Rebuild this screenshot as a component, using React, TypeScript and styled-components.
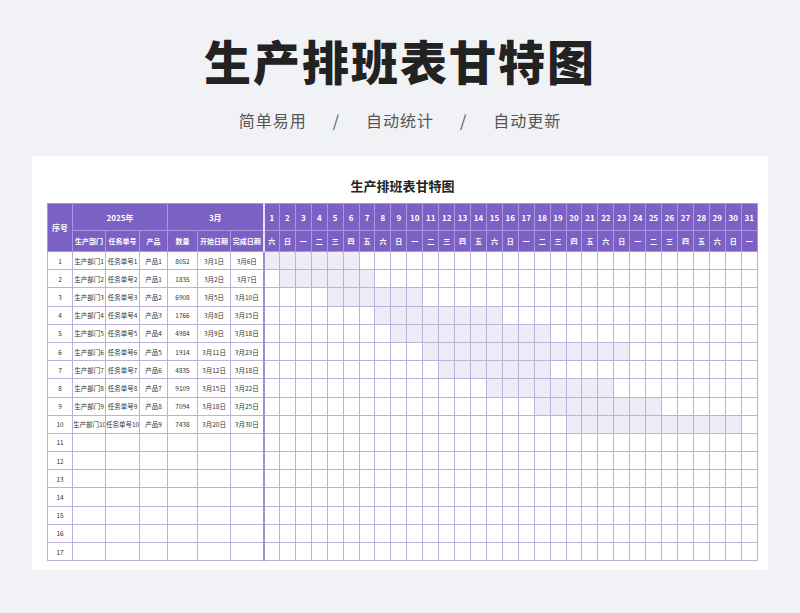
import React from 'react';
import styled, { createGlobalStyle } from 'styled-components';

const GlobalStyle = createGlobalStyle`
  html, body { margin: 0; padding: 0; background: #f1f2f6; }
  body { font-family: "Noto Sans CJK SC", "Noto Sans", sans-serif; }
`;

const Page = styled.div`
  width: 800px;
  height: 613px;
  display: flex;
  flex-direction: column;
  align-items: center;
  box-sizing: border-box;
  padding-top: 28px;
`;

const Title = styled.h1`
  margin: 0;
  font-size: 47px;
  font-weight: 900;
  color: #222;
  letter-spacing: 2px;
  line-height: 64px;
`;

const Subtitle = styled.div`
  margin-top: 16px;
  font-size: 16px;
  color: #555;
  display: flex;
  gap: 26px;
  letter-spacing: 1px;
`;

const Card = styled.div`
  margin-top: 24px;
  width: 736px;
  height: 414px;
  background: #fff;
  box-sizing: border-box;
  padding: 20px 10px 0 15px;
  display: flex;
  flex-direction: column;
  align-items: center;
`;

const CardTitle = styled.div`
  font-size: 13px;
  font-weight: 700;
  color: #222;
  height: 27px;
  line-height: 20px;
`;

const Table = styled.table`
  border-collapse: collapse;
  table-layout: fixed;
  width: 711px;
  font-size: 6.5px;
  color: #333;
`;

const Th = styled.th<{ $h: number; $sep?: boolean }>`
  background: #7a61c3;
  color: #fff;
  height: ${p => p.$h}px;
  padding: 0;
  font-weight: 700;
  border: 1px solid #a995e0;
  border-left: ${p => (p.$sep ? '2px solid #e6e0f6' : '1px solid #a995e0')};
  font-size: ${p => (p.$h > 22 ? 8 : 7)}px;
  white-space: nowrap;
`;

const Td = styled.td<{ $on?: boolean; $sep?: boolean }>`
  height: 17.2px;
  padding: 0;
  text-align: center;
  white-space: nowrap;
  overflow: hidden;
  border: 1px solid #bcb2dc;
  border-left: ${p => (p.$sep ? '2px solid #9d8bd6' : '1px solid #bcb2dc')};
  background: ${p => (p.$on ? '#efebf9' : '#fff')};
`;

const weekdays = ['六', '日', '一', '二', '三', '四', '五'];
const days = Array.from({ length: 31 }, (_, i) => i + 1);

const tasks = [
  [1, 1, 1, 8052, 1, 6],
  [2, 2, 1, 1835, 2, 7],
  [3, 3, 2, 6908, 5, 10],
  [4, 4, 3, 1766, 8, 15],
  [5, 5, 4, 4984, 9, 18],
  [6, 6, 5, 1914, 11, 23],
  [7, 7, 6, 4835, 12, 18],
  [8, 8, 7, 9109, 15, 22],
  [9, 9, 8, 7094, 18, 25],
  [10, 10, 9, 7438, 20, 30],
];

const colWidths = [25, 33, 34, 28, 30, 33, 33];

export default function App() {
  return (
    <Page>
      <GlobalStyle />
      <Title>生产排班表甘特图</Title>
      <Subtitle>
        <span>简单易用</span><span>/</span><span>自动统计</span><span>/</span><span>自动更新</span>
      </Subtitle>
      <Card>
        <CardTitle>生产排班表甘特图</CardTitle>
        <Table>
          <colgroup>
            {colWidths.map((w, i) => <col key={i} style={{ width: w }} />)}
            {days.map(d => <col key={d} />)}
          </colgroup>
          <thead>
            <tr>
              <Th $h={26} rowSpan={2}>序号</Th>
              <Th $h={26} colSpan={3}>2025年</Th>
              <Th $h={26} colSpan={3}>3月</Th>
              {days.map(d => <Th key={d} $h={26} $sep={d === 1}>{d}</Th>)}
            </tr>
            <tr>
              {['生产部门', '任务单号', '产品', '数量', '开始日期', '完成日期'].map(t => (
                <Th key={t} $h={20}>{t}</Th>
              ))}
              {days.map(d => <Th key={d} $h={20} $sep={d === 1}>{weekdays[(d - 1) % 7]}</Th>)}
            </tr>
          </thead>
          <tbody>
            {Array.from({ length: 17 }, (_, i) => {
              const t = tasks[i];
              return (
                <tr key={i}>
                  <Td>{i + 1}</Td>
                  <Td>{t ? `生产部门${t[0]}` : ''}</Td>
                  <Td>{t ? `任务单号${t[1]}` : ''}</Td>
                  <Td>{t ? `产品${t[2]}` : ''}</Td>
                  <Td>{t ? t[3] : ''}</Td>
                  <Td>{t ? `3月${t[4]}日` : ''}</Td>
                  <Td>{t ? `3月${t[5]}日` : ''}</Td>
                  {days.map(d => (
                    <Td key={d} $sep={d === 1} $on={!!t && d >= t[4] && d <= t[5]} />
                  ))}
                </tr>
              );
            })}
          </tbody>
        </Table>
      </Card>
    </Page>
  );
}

---

Transcribe the material exactly, and leave out whatever pictures it holds.

Rebuild this screenshot as a component, using React, TypeScript and styled-components.
import React from 'react';
import styled, { createGlobalStyle } from 'styled-components';

const GlobalStyle = createGlobalStyle`
  html, body { margin: 0; padding: 0; background: #f1f2f6; }
  body { font-family: "Noto Sans CJK SC", "Noto Sans", sans-serif; }
`;

const Page = styled.div`
  width: 800px;
  height: 613px;
  display: flex;
  flex-direction: column;
  align-items: center;
  box-sizing: border-box;
  padding-top: 28px;
`;

const Title = styled.h1`
  margin: 0;
  font-size: 47px;
  font-weight: 900;
  color: #222;
  letter-spacing: 2px;
  line-height: 64px;
`;

const Subtitle = styled.div`
  margin-top: 16px;
  font-size: 16px;
  color: #555;
  display: flex;
  gap: 26px;
  letter-spacing: 1px;
`;

const Card = styled.div`
  margin-top: 24px;
  width: 736px;
  height: 414px;
  background: #fff;
  box-sizing: border-box;
  padding: 20px 10px 0 15px;
  display: flex;
  flex-direction: column;
  align-items: center;
`;

const CardTitle = styled.div`
  font-size: 13px;
  font-weight: 700;
  color: #222;
  height: 27px;
  line-height: 20px;
`;

const Table = styled.table`
  border-collapse: collapse;
  table-layout: fixed;
  width: 711px;
  font-size: 6.5px;
  color: #333;
`;

const Th = styled.th<{ $h: number; $sep?: boolean }>`
  background: #7a61c3;
  color: #fff;
  height: ${p => p.$h}px;
  padding: 0;
  font-weight: 700;
  border: 1px solid #a995e0;
  border-left: ${p => (p.$sep ? '2px solid #e6e0f6' : '1px solid #a995e0')};
  font-size: ${p => (p.$h > 22 ? 8 : 7)}px;
  white-space: nowrap;
`;

const Td = styled.td<{ $on?: boolean; $sep?: boolean }>`
  height: 17.2px;
  padding: 0;
  text-align: center;
  white-space: nowrap;
  overflow: hidden;
  border: 1px solid #bcb2dc;
  border-left: ${p => (p.$sep ? '2px solid #9d8bd6' : '1px solid #bcb2dc')};
  background: ${p => (p.$on ? '#efebf9' : '#fff')};
`;

const weekdays = ['六', '日', '一', '二', '三', '四', '五'];
const days = Array.from({ length: 31 }, (_, i) => i + 1);

const tasks = [
  [1, 1, 1, 8052, 1, 6],
  [2, 2, 1, 1835, 2, 7],
  [3, 3, 2, 6908, 5, 10],
  [4, 4, 3, 1766, 8, 15],
  [5, 5, 4, 4984, 9, 18],
  [6, 6, 5, 1914, 11, 23],
  [7, 7, 6, 4835, 12, 18],
  [8, 8, 7, 9109, 15, 22],
  [9, 9, 8, 7094, 18, 25],
  [10, 10, 9, 7438, 20, 30],
];

const colWidths = [25, 33, 34, 28, 30, 33, 33];

export default function App() {
  return (
    <Page>
      <GlobalStyle />
      <Title>生产排班表甘特图</Title>
      <Subtitle>
        <span>简单易用</span><span>/</span><span>自动统计</span><span>/</span><span>自动更新</span>
      </Subtitle>
      <Card>
        <CardTitle>生产排班表甘特图</CardTitle>
        <Table>
          <colgroup>
            {colWidths.map((w, i) => <col key={i} style={{ width: w }} />)}
            {days.map(d => <col key={d} />)}
          </colgroup>
          <thead>
            <tr>
              <Th $h={26} rowSpan={2}>序号</Th>
              <Th $h={26} colSpan={3}>2025年</Th>
              <Th $h={26} colSpan={3}>3月</Th>
              {days.map(d => <Th key={d} $h={26} $sep={d === 1}>{d}</Th>)}
            </tr>
            <tr>
              {['生产部门', '任务单号', '产品', '数量', '开始日期', '完成日期'].map(t => (
                <Th key={t} $h={20}>{t}</Th>
              ))}
              {days.map(d => <Th key={d} $h={20} $sep={d === 1}>{weekdays[(d - 1) % 7]}</Th>)}
            </tr>
          </thead>
          <tbody>
            {Array.from({ length: 17 }, (_, i) => {
              const t = tasks[i];
              return (
                <tr key={i}>
                  <Td>{i + 1}</Td>
                  <Td>{t ? `生产部门${t[0]}` : ''}</Td>
                  <Td>{t ? `任务单号${t[1]}` : ''}</Td>
                  <Td>{t ? `产品${t[2]}` : ''}</Td>
                  <Td>{t ? t[3] : ''}</Td>
                  <Td>{t ? `3月${t[4]}日` : ''}</Td>
                  <Td>{t ? `3月${t[5]}日` : ''}</Td>
                  {days.map(d => (
                    <Td key={d} $sep={d === 1} $on={!!t && d >= t[4] && d <= t[5]} />
                  ))}
                </tr>
              );
            })}
          </tbody>
        </Table>
      </Card>
    </Page>
  );
}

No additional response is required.